Farrell: Exactly. I know a couple of those guys really well. Jim Crane-Baker's in there, and he says he was in the hole, like, $40,000 or $50,000 before he started making money. And now, in a good month, he's making over six figures.
The reason that top day traders make the money they do is that they have lightning-fast executions, and they can get in and out before everyone else. But, unfortunately, 95 percent of the trading community doesn't have those fast executions. Even with the online brokers, the executions, by Wall Street standards, are horrendous! They may be a second to two behind what the faster day traders are able to do.
Amazon.com: So you avoid volatile stocks?
Farrell: You can't trade them profitably when you have slow execution. Looking back to my last two years, when I've traded NASDAQ stocks, I may be right on 5 out of every 10 trades I do. When I trade the slower-moving stocks, I'm right about 9 to 9 1/2 out of every 10 trades I do. Slow stocks are the only ones where the odds are truly in your favor.
Amazon.com: So what stocks do you trade?
Farrell: I stick with New York Stock Exchange stocks. It's a much fairer market than the NASDAQ market.
Farrell: Because the specialists there are required to fill customer orders before they fill their own, and that's the trump card that allows people like me to be profitable. But you have to use limit orders for the kind of strategies I describe to work. There's no way to make money day trading using market orders. It's like going to a casino and betting consistently against the house. You're not going to win--the house always wins.
So the whole key to short-term day trading is that you've got to bet with the house, not against it. And that means using the same trading strategies that the Wall Street trading firms use, to take the other side of the buying and selling. Essentially, you make all of your profits at the expense of individual investors who are longer-term-oriented, who are putting their orders in at the market--not trying to negotiate the best price.

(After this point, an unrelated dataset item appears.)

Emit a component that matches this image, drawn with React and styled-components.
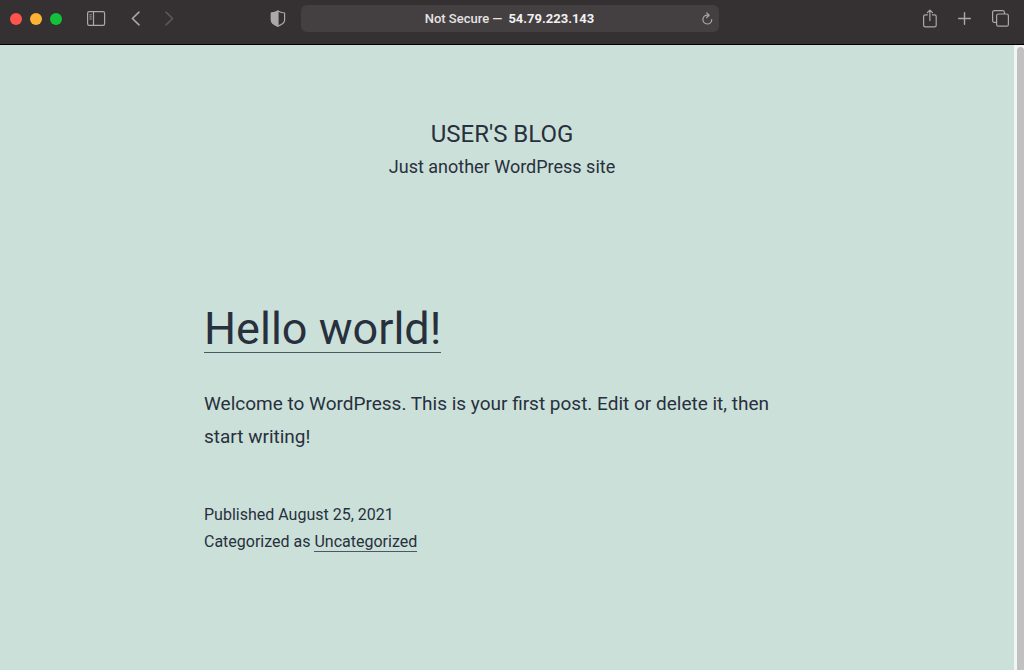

They're willing to accept whatever price the market will give them.
Amazon.com: You trade the closed-end bond funds, and utilities.
Farrell: Closed-end bond funds, utilities, real-estate investment trusts -- anything that's considered interest-rate-sensitive -- that's not going to move: the kinds of things that move up or down only a 16th of a point during the day.
Amazon.com: Do you find it's easier to trade in a market with an upward bias or a downward bias--or doesn't it matter?
Farrell: It doesn't matter to me one bit. I like to avoid the times when the market is extremely volatile, simply because the Internet can get jammed up a little bit. On days when the Dow has dropped 400 or 500 points, sometimes your order-execution system goes down. Those are times when it's better to sit back.
Amazon.com: Do you never hold the trade overnight?
Farrell: I don't mind holding trades overnight in lower-volatility issues, simply because there's not that much risk. If you try to do that with NASDAQ stocks, you're going to get killed.
Amazon.com: Do you do any research?
Farrell: You don't really have to do much research. The key to profitable trading is exploiting the supply-demand imbalances. If you read something in Business Week that says that a stock is $10 overvalued, then you're in with a bias to sell, when, in fact, supply and demand on that given day at that given moment may dictate that the profitable trade is to go long.
You want to go in every day with a clear head. The best day traders I know, even the guys that trade the NASDAQ stuff, don't even read the papers. It doesn't help them make one ounce of profit.
Amazon.com: Tell me about yourself. You're only 25.
Farrell: Yes. I've been day trading for about two and a half years. Basically, I started at Olde Financial in Detroit, and then I was on the trading desk at Gruntal & Company in New York. After about two years, I realized that you don't have to be in a traditional Wall Street job any more to participate in the market.
I didn't have too much of my own money, so I formed an investment fund and sold interest in it to raise money, and I've been trading ever since.
Amazon.com: Do you see yourself working as a day trader 10 years from now?
Farrell: Definitely. Without a doubt. I think it's the greatest job on the face of the earth, because it's not really work, in the true sense of the word, because you're not really providing a service for anyone. You're a true speculator. There are no deadlines. When that market opens, you're just on top of your markets, and when that market closes at four, that's it until the next day. You're not taking anything home with you.